What the task asks: Collect the lines of the entries where "this" shows up.

Provided material:
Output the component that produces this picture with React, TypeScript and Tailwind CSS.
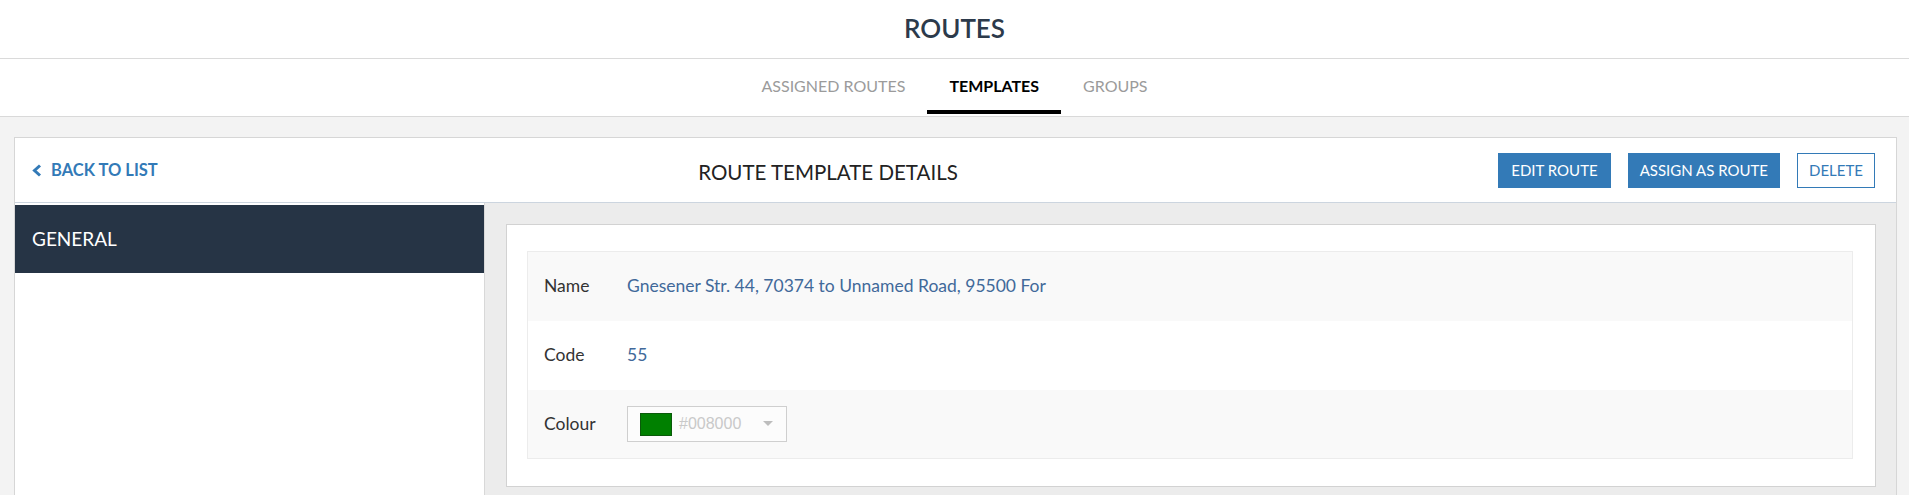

==

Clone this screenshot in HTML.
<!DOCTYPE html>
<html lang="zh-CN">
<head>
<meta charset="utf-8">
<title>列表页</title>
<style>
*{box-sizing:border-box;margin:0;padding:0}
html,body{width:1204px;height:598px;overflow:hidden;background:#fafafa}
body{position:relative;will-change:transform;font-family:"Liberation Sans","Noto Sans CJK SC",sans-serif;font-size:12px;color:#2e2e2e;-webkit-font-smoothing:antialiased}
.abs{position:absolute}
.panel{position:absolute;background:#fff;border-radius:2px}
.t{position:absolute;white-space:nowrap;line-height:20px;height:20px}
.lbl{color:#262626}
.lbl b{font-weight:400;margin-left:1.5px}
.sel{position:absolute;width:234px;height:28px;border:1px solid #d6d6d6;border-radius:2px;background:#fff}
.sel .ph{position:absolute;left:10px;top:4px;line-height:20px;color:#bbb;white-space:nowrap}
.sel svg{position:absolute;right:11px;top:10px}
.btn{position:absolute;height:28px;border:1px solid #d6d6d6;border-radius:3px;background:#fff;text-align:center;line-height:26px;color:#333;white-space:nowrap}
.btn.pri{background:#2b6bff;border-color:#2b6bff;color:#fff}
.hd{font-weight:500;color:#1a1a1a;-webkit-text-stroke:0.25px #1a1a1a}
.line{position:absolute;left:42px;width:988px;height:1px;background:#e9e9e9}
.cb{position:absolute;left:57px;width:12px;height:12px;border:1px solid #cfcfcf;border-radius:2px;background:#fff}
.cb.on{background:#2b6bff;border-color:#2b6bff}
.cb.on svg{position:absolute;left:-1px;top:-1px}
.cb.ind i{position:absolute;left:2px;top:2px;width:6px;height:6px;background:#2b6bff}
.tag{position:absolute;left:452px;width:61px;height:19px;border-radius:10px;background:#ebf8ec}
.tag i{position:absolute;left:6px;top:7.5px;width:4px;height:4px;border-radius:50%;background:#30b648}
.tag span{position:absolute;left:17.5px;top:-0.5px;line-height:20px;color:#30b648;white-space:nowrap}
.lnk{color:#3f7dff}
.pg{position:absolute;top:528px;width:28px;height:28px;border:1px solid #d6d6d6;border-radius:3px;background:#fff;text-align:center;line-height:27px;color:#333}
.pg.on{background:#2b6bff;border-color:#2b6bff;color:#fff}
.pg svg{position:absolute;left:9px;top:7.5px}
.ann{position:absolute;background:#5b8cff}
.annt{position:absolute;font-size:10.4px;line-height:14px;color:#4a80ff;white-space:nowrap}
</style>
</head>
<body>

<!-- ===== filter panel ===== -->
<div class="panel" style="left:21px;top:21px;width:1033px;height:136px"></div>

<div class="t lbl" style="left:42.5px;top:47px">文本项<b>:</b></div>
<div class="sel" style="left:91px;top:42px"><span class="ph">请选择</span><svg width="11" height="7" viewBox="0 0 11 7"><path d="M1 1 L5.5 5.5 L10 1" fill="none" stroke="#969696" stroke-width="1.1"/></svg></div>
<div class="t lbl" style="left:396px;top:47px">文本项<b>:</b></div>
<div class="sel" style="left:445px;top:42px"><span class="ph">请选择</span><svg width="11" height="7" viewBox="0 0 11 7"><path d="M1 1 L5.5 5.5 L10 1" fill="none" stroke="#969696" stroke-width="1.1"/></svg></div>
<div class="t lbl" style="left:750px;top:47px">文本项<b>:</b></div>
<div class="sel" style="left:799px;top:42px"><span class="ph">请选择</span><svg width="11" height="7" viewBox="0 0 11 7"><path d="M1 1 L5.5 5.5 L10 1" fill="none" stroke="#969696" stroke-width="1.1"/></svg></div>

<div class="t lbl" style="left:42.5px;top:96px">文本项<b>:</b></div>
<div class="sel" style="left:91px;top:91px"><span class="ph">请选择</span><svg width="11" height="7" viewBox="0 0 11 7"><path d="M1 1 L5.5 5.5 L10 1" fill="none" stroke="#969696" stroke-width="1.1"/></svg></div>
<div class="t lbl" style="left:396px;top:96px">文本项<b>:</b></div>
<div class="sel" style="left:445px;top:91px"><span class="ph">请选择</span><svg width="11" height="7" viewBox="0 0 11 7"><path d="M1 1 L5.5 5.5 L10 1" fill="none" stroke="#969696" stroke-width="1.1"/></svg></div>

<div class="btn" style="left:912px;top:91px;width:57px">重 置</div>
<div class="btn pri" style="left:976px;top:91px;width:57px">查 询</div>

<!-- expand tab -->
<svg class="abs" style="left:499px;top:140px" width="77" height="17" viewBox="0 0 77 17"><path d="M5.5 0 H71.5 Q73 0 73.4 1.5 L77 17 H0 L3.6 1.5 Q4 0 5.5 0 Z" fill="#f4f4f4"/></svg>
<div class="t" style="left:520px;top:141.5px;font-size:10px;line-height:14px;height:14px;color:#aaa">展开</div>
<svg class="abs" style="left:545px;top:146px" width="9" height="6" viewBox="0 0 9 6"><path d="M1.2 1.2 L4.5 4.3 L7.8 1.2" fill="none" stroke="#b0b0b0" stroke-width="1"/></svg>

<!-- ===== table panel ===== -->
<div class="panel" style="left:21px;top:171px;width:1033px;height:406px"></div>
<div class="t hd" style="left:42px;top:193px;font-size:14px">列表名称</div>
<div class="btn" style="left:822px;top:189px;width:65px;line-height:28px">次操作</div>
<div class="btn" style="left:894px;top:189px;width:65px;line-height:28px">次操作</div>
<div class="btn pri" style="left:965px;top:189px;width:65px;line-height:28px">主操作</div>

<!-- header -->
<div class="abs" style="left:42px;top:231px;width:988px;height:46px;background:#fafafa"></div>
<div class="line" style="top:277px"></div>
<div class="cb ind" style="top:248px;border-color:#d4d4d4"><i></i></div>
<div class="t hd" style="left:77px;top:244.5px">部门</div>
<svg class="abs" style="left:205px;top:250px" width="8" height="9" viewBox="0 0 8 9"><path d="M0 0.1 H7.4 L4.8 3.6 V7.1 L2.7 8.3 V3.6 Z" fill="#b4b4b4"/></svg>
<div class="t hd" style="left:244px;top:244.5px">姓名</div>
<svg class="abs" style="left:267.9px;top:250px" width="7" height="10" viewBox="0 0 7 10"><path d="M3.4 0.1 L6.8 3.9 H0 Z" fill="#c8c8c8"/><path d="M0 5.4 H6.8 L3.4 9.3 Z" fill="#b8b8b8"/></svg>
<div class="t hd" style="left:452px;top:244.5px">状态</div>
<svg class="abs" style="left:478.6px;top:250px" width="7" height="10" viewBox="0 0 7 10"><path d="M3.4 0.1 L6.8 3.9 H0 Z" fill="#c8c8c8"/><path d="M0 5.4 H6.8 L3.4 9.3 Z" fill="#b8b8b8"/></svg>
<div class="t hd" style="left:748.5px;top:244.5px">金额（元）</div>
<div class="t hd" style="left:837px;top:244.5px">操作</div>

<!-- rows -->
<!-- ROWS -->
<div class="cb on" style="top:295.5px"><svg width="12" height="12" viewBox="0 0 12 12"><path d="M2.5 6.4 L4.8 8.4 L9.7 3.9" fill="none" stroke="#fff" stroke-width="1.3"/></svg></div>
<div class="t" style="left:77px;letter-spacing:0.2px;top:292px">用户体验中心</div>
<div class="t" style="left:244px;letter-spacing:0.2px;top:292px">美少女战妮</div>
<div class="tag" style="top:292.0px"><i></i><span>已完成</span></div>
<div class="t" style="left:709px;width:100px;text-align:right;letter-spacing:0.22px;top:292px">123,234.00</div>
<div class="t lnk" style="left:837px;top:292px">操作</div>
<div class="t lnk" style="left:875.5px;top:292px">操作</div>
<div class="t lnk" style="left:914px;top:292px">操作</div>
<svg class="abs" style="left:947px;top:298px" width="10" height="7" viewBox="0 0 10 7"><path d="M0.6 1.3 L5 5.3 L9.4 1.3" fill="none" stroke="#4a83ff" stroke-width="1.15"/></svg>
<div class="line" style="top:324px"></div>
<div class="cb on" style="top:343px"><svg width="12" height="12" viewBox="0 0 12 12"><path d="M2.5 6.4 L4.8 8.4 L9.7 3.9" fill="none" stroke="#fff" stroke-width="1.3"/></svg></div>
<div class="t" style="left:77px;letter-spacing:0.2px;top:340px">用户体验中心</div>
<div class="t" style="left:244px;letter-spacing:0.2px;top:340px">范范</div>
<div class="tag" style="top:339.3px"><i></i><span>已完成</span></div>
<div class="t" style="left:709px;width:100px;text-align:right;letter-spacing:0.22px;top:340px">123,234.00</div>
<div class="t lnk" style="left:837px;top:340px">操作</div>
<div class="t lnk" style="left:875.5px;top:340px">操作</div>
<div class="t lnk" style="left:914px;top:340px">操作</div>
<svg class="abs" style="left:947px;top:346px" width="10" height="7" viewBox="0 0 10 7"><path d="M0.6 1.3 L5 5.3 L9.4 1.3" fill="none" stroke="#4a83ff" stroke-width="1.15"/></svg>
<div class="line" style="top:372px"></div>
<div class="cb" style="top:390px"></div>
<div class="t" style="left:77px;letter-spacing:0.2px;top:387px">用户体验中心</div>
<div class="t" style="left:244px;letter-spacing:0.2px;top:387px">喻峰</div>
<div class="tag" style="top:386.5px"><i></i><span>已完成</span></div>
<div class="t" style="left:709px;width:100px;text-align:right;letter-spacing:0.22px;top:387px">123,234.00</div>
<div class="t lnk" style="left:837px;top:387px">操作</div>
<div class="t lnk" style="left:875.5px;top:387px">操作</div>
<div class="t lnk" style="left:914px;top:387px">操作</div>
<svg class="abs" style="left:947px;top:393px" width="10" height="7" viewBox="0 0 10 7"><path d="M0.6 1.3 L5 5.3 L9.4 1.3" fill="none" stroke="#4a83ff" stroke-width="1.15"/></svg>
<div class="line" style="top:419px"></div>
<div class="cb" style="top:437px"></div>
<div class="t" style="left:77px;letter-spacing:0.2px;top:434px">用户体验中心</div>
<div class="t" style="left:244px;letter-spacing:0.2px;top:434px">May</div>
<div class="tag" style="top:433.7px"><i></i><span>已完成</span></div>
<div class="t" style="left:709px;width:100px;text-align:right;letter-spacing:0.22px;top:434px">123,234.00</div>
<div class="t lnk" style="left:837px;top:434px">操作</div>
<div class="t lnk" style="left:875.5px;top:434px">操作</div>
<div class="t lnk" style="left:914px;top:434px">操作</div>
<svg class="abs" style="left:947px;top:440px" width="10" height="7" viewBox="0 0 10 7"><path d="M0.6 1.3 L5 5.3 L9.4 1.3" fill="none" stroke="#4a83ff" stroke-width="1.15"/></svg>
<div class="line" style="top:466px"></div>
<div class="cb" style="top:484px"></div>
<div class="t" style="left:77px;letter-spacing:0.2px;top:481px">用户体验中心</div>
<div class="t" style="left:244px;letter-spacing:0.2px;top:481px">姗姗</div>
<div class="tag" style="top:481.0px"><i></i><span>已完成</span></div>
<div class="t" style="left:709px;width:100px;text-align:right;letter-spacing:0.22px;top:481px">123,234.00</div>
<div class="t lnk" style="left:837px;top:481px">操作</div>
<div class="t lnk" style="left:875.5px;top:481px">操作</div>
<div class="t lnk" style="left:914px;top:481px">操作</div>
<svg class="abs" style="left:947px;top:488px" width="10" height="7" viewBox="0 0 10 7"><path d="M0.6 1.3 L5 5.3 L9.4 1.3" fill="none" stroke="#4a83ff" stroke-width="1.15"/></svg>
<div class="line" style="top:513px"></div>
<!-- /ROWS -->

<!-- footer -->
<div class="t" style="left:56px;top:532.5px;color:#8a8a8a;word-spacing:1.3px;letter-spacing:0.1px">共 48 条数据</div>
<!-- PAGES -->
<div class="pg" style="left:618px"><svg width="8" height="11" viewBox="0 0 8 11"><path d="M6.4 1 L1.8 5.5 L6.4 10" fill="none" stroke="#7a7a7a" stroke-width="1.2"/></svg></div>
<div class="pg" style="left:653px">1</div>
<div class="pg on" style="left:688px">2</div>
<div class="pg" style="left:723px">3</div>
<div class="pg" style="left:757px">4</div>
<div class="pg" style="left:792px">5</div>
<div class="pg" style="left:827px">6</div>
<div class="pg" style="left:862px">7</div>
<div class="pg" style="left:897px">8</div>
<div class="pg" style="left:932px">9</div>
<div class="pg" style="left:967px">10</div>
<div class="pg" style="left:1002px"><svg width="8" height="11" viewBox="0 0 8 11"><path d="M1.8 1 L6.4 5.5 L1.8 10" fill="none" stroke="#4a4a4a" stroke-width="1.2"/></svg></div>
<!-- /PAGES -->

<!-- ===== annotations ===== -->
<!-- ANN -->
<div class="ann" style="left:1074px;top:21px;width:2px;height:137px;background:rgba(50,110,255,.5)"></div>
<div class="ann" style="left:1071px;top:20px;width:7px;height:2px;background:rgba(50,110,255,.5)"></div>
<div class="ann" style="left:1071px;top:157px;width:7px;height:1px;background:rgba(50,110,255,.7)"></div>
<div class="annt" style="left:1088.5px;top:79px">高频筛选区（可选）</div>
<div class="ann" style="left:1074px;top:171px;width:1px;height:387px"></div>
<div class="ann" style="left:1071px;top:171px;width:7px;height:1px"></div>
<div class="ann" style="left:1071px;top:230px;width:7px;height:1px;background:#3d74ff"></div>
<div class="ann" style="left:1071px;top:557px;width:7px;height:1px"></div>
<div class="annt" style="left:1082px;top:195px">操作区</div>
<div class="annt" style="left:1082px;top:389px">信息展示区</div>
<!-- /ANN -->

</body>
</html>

Solution below:
Output the component that produces this picture with React, TypeScript and Tailwind CSS.
Clone this screenshot in HTML.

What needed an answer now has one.